**Directions for this task**
Reproduce the listing below word for word, with no pictures.

**Data block**
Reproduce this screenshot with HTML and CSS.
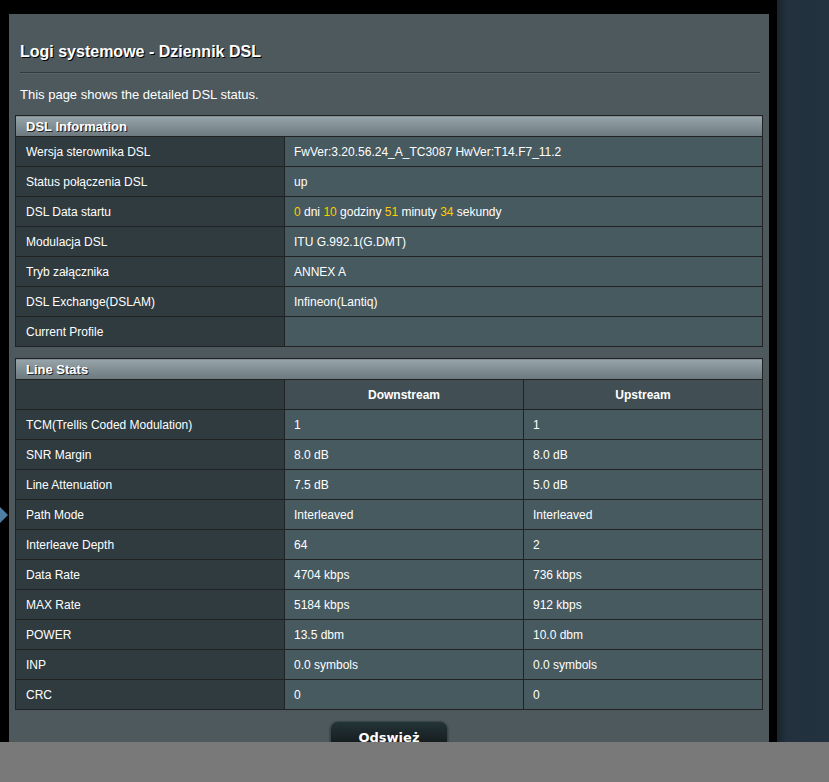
FILE: index.html
```html
<!DOCTYPE html>
<html lang="pl">
<head>
<meta charset="utf-8">
<title>Logi systemowe - Dziennik DSL</title>
<link rel="stylesheet" href="styles.css">
</head>
<body>
<div class="layout">
  <div class="left-gutter"><span class="arrow"></span></div>
  <main class="panel">
    <h1 class="title">Logi systemowe - Dziennik DSL</h1>
    <div class="divider"></div>
    <p class="desc">This page shows the detailed DSL status.</p>

    <table class="form-table">
      <thead>
        <tr><td colspan="2" class="thead">DSL Information</td></tr>
      </thead>
      <tbody>
        <tr><th>Wersja sterownika DSL</th><td>FwVer:3.20.56.24_A_TC3087 HwVer:T14.F7_11.2</td></tr>
        <tr><th>Status połączenia DSL</th><td>up</td></tr>
        <tr><th>DSL Data startu</th><td><span class="num">0</span> dni <span class="num">10</span> godziny <span class="num">51</span> minuty <span class="num">34</span> sekundy</td></tr>
        <tr><th>Modulacja DSL</th><td>ITU G.992.1(G.DMT)</td></tr>
        <tr><th>Tryb załącznika</th><td>ANNEX A</td></tr>
        <tr><th>DSL Exchange(DSLAM)</th><td>Infineon(Lantiq)</td></tr>
        <tr><th>Current Profile</th><td></td></tr>
      </tbody>
    </table>

    <table class="form-table stats">
      <thead>
        <tr><td colspan="3" class="thead">Line Stats</td></tr>
      </thead>
      <tbody>
        <tr class="colhead"><th></th><td>Downstream</td><td>Upstream</td></tr>
        <tr><th>TCM(Trellis Coded Modulation)</th><td>1</td><td>1</td></tr>
        <tr><th>SNR Margin</th><td>8.0 dB</td><td>8.0 dB</td></tr>
        <tr><th>Line Attenuation</th><td>7.5 dB</td><td>5.0 dB</td></tr>
        <tr><th>Path Mode</th><td>Interleaved</td><td>Interleaved</td></tr>
        <tr><th>Interleave Depth</th><td>64</td><td>2</td></tr>
        <tr><th>Data Rate</th><td>4704 kbps</td><td>736 kbps</td></tr>
        <tr><th>MAX Rate</th><td>5184 kbps</td><td>912 kbps</td></tr>
        <tr><th>POWER</th><td>13.5 dbm</td><td>10.0 dbm</td></tr>
        <tr><th>INP</th><td>0.0 symbols</td><td>0.0 symbols</td></tr>
        <tr><th>CRC</th><td>0</td><td>0</td></tr>
      </tbody>
    </table>

    <div class="actions">
      <button class="button-gen" type="button">Odswież</button>
    </div>
  </main>
  <div class="gap"></div>
  <aside class="side"></aside>
</div>
<div class="footer-bar"></div>
</body>
</html>
```

FILE: styles.css
```css
html, body {
  margin: 0;
  padding: 0;
  background: #000;
  height: 100%;
  overflow: hidden;
}

body {
  font-family: "Liberation Sans", Arial, sans-serif;
  color: #fff;
}

.layout {
  display: flex;
  align-items: stretch;
  min-height: 782px;
}

.left-gutter {
  width: 9px;
  flex: none;
  position: relative;
}

.arrow {
  position: absolute;
  left: 0;
  top: 507px;
  width: 0;
  height: 0;
  border-top: 8px solid transparent;
  border-bottom: 8px solid transparent;
  border-left: 8px solid #4c7ea6;
}

.panel {
  width: 760px;
  flex: none;
  margin-top: 14px;
  background: #4d595d;
  padding: 28px 6px 40px 6px;
  box-sizing: border-box;
}

.title {
  margin: 0 0 0 5px;
  font-size: 16px;
  line-height: 19px;
  font-weight: bold;
  text-shadow: 1px 1px 0 #000;
}

.divider {
  margin: 11px 3px 0 5px;
  height: 1px;
  background: #313b3f;
  border-bottom: 1px solid #56646a;
}

.desc {
  margin: 13px 0 12px 5px;
  font-size: 13px;
  line-height: 16px;
}

.form-table {
  width: 748px;
  border-collapse: collapse;
  font-size: 12px;
  margin: 0;
}

.form-table td, .form-table th {
  border: 1px solid #222;
  height: 30px;
  padding: 0 9px;
  box-sizing: border-box;
  text-align: left;
  font-weight: normal;
  vertical-align: middle;
}

.form-table th {
  width: 269px;
  background: #2f3b3f;
  padding-left: 10px;
}

.form-table td {
  background: #475a5f;
}

.form-table td.thead {
  height: 21px;
  padding: 0 10px;
  background: linear-gradient(to bottom, #97a4a9 0%, #6b787d 100%);
  font-size: 13px;
  font-weight: bold;
  text-shadow: 1px 1px 0 #222;
  border-color: #222;
}

.num {
  color: #fc0;
}

.stats {
  margin-top: 11px;
}

.stats td {
  width: 239px;
}

.stats .colhead th {
  background: #2f3b3f;
}

.stats .colhead td {
  background: #414e53;
  text-align: center;
  font-weight: bold;
}

.actions {
  display: flex;
  justify-content: center;
  margin-top: 11px;
}

.button-gen {
  width: 118px;
  height: 34px;
  border: 1px solid #3a4548;
  border-radius: 8px;
  background: linear-gradient(to bottom, #233438 0%, #0f1011 100%);
  color: #fff;
  font-family: "DejaVu Sans", Verdana, sans-serif;
  font-size: 13px;
  font-weight: bold;
  padding: 0;
  line-height: 30px;
  box-shadow: 0 1px 2px rgba(0,0,0,0.5);
}

.gap {
  width: 8px;
  flex: none;
}

.side {
  flex: 1;
  background: linear-gradient(to right, #1a252d 0px, #22313d 10px, #22323e 100%);
}

.footer-bar {
  position: fixed;
  left: 0;
  right: 0;
  bottom: 0;
  height: 40px;
  background: #797979;
}
```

**Worked solution**
Reproduce this screenshot with HTML and CSS.
FILE: index.html
```html
<!DOCTYPE html>
<html lang="pl">
<head>
<meta charset="utf-8">
<title>Logi systemowe - Dziennik DSL</title>
<link rel="stylesheet" href="styles.css">
</head>
<body>
<div class="layout">
  <div class="left-gutter"><span class="arrow"></span></div>
  <main class="panel">
    <h1 class="title">Logi systemowe - Dziennik DSL</h1>
    <div class="divider"></div>
    <p class="desc">This page shows the detailed DSL status.</p>

    <table class="form-table">
      <thead>
        <tr><td colspan="2" class="thead">DSL Information</td></tr>
      </thead>
      <tbody>
        <tr><th>Wersja sterownika DSL</th><td>FwVer:3.20.56.24_A_TC3087 HwVer:T14.F7_11.2</td></tr>
        <tr><th>Status połączenia DSL</th><td>up</td></tr>
        <tr><th>DSL Data startu</th><td><span class="num">0</span> dni <span class="num">10</span> godziny <span class="num">51</span> minuty <span class="num">34</span> sekundy</td></tr>
        <tr><th>Modulacja DSL</th><td>ITU G.992.1(G.DMT)</td></tr>
        <tr><th>Tryb załącznika</th><td>ANNEX A</td></tr>
        <tr><th>DSL Exchange(DSLAM)</th><td>Infineon(Lantiq)</td></tr>
        <tr><th>Current Profile</th><td></td></tr>
      </tbody>
    </table>

    <table class="form-table stats">
      <thead>
        <tr><td colspan="3" class="thead">Line Stats</td></tr>
      </thead>
      <tbody>
        <tr class="colhead"><th></th><td>Downstream</td><td>Upstream</td></tr>
        <tr><th>TCM(Trellis Coded Modulation)</th><td>1</td><td>1</td></tr>
        <tr><th>SNR Margin</th><td>8.0 dB</td><td>8.0 dB</td></tr>
        <tr><th>Line Attenuation</th><td>7.5 dB</td><td>5.0 dB</td></tr>
        <tr><th>Path Mode</th><td>Interleaved</td><td>Interleaved</td></tr>
        <tr><th>Interleave Depth</th><td>64</td><td>2</td></tr>
        <tr><th>Data Rate</th><td>4704 kbps</td><td>736 kbps</td></tr>
        <tr><th>MAX Rate</th><td>5184 kbps</td><td>912 kbps</td></tr>
        <tr><th>POWER</th><td>13.5 dbm</td><td>10.0 dbm</td></tr>
        <tr><th>INP</th><td>0.0 symbols</td><td>0.0 symbols</td></tr>
        <tr><th>CRC</th><td>0</td><td>0</td></tr>
      </tbody>
    </table>

    <div class="actions">
      <button class="button-gen" type="button">Odswież</button>
    </div>
  </main>
  <div class="gap"></div>
  <aside class="side"></aside>
</div>
<div class="footer-bar"></div>
</body>
</html>
```

FILE: styles.css
```css
html, body {
  margin: 0;
  padding: 0;
  background: #000;
  height: 100%;
  overflow: hidden;
}

body {
  font-family: "Liberation Sans", Arial, sans-serif;
  color: #fff;
}

.layout {
  display: flex;
  align-items: stretch;
  min-height: 782px;
}

.left-gutter {
  width: 9px;
  flex: none;
  position: relative;
}

.arrow {
  position: absolute;
  left: 0;
  top: 507px;
  width: 0;
  height: 0;
  border-top: 8px solid transparent;
  border-bottom: 8px solid transparent;
  border-left: 8px solid #4c7ea6;
}

.panel {
  width: 760px;
  flex: none;
  margin-top: 14px;
  background: #4d595d;
  padding: 28px 6px 40px 6px;
  box-sizing: border-box;
}

.title {
  margin: 0 0 0 5px;
  font-size: 16px;
  line-height: 19px;
  font-weight: bold;
  text-shadow: 1px 1px 0 #000;
}

.divider {
  margin: 11px 3px 0 5px;
  height: 1px;
  background: #313b3f;
  border-bottom: 1px solid #56646a;
}

.desc {
  margin: 13px 0 12px 5px;
  font-size: 13px;
  line-height: 16px;
}

.form-table {
  width: 748px;
  border-collapse: collapse;
  font-size: 12px;
  margin: 0;
}

.form-table td, .form-table th {
  border: 1px solid #222;
  height: 30px;
  padding: 0 9px;
  box-sizing: border-box;
  text-align: left;
  font-weight: normal;
  vertical-align: middle;
}

.form-table th {
  width: 269px;
  background: #2f3b3f;
  padding-left: 10px;
}

.form-table td {
  background: #475a5f;
}

.form-table td.thead {
  height: 21px;
  padding: 0 10px;
  background: linear-gradient(to bottom, #97a4a9 0%, #6b787d 100%);
  font-size: 13px;
  font-weight: bold;
  text-shadow: 1px 1px 0 #222;
  border-color: #222;
}

.num {
  color: #fc0;
}

.stats {
  margin-top: 11px;
}

.stats td {
  width: 239px;
}

.stats .colhead th {
  background: #2f3b3f;
}

.stats .colhead td {
  background: #414e53;
  text-align: center;
  font-weight: bold;
}

.actions {
  display: flex;
  justify-content: center;
  margin-top: 11px;
}

.button-gen {
  width: 118px;
  height: 34px;
  border: 1px solid #3a4548;
  border-radius: 8px;
  background: linear-gradient(to bottom, #233438 0%, #0f1011 100%);
  color: #fff;
  font-family: "DejaVu Sans", Verdana, sans-serif;
  font-size: 13px;
  font-weight: bold;
  padding: 0;
  line-height: 30px;
  box-shadow: 0 1px 2px rgba(0,0,0,0.5);
}

.gap {
  width: 8px;
  flex: none;
}

.side {
  flex: 1;
  background: linear-gradient(to right, #1a252d 0px, #22313d 10px, #22323e 100%);
}

.footer-bar {
  position: fixed;
  left: 0;
  right: 0;
  bottom: 0;
  height: 40px;
  background: #797979;
}
```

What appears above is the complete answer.